I believe that Mr. Walters has overstated the case when he claims that Joseph Smith was well acquainted with the Bible because of his early Methodist involvement. Though I have been an avid Bible reader since the age of eight (with earlier exposure through Bible classes with the Assembly of God), I have only recently come to realize how much of the Old Testament is reflected in the Book of Mormon. I typically read the Bible once a year and the Book of Mormon once or twice. Extensive academic preparation has also given me insights unavailable to the general public.
Presentism, anyone? In his recent McManis lecture, Dr. Timothy T. Larsen wrote the following of Victorian Britain (I can't say how much this applies to the US during the same time period, but I'd guess the two were fairly analogous):
the more I have studied it, the more I have come to realize that it would be hard to set any limit on the extent to which Victorian culture was shaped by a shared knowledge of the Bible. The Scriptures were a significant presence throughout people’s entire lives. In the beginning was the Word. It was standard practice for Victorian children to learn to read on the Authorized Version (often called the King James Version in America) of the Bible. The Bible was the primary text in schools. Universal state education was not enacted until 1870. Before that time, many poor children received all the formal education they would ever have from a church. It must be borne in mind that Sunday schools originally really were schools. Children worked all week long and then learned to read by going to a church-run school on their one day off, Sunday. Not surprisingly, the Bible was central at Sunday schools. Some poor children were able to attend a proper, day school as well. The vast majority of these weekday schools were run by a denominational or non-denominational Christian charity, and also used the Bible as their main text.
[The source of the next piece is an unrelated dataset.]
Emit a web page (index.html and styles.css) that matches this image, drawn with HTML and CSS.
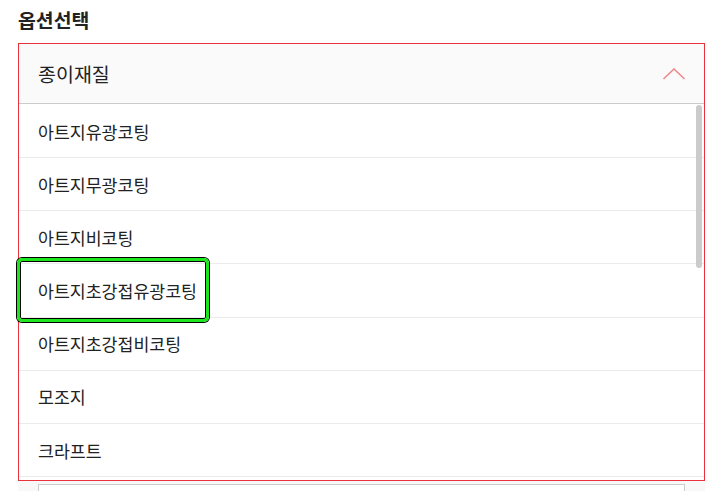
FILE: index.html
```html
<!DOCTYPE html>
<html lang="ko">
<head>
<meta charset="utf-8">
<link rel="stylesheet" href="styles.css">
</head>
<body>
<div class="title">옵션선택</div>
<div class="select">
  <div class="head">
    <span class="head-label">종이재질</span>
    <svg class="chev" width="24" height="12" viewBox="0 0 24 12"><path d="M1.5 11 L12 1 L22.5 11" fill="none" stroke="#f08a8a" stroke-width="1.6"/></svg>
  </div>
  <div class="list">
    <div class="item">아트지유광코팅</div>
    <div class="item">아트지무광코팅</div>
    <div class="item">아트지비코팅</div>
    <div class="item">아트지초강접유광코팅</div>
    <div class="item">아트지초강접비코팅</div>
    <div class="item">모조지</div>
    <div class="item">크라프트</div>
    <div class="item"></div>
    <div class="thumb"></div>
  </div>
</div>
<div class="more"><div class="field"></div></div>
<div class="highlight"></div>
</body>
</html>
```
FILE: styles.css
```css
html, body {
  margin: 0;
  padding: 0;
  background: #fff;
  height: 491px;
  overflow: hidden;
}
body {
  font-family: "Noto Sans CJK KR", "Noto Sans", sans-serif;
  color: #222;
  position: relative;
}
.title {
  padding: 8px 18px 11px;
  font-size: 19.4px;
  line-height: 24px;
  font-weight: 700;
  color: #222;
}
.select {
  margin: 0 23px 0 18px;
  border: 1px solid #e8323c;
}
.head {
  height: 59px;
  background: #fafafa;
  border-bottom: 1px solid #cccccc;
  display: flex;
  align-items: center;
  justify-content: space-between;
  padding: 0 18px 0 19px;
}
.head-label {
  font-size: 19.5px;
  line-height: 24px;
}
.chev {
  display: block;
}
.list {
  position: relative;
  height: 375px;
  padding-top: 1px;
  overflow: hidden;
  background: #fff;
}
.item {
  box-sizing: border-box;
  height: 53.17px;
  border-bottom: 1px solid #ebebeb;
  display: flex;
  align-items: center;
  padding-left: 19px;
  font-size: 17.3px;
  color: #222;
}
.thumb {
  position: absolute;
  left: 677px;
  top: 1px;
  width: 6px;
  height: 163px;
  border-radius: 3px;
  background: #cbcbcb;
}
.more {
  margin: 0 23px 0 18px;
  background: #f8f8f8;
  padding: 3px 20px 0 20px;
  height: 7px;
  overflow: hidden;
}
.field {
  height: 30px;
  background: #fff;
  border: 1px solid #cccccc;
}
.highlight {
  position: absolute;
  left: 17px;
  top: 258px;
  width: 186px;
  height: 58px;
  border: 3px solid #1ee61e;
  border-radius: 5px;
  box-shadow: 0 0 0 1px #000, inset 0 0 0 1px #000;
}
```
[Dr. Larsen goes on at great length giving further evidence, but the above is representative.] [...]
The Bible, therefore, was the common cultural currency of the Victorians.
By contrast, Dr. Larsen says of modern biblical literacy,
it has been demonstrated that biblical literacy has continued to decline yet further since 1985. Gallup polls have tracked this descent to a current "record low". Not even able to get started with the canon in either testament, most Americans now cannot name the first book of the Bible and half cannot name even one of the four Gospels. Stephen Prothero, professor of religion, Boston University, highlighted this in a 2007 article in the Los Angeles Times which was bluntly entitled, "We live in the land of biblical idiots".
Joseph Smith didn't need "extensive academic preparation". And if Tvedtnes really read the Bible as a youth as much as he says he did, it's hard to believe that he didn't notice how much it is reflected in the Book of Mormon. I can only suppose that in reading through his quad as a young adult, the Bible and the Book of Mormon blended together for him as they do for so many Mormons, so that he was not aware enough of the line between them to notice where the one intrudes into the other. (If so, that just brings the point home!) When I read the Book of Mormon for the first time as a sophomore in high school, there was nothing in it that stood out quite as starkly as its biblical influences.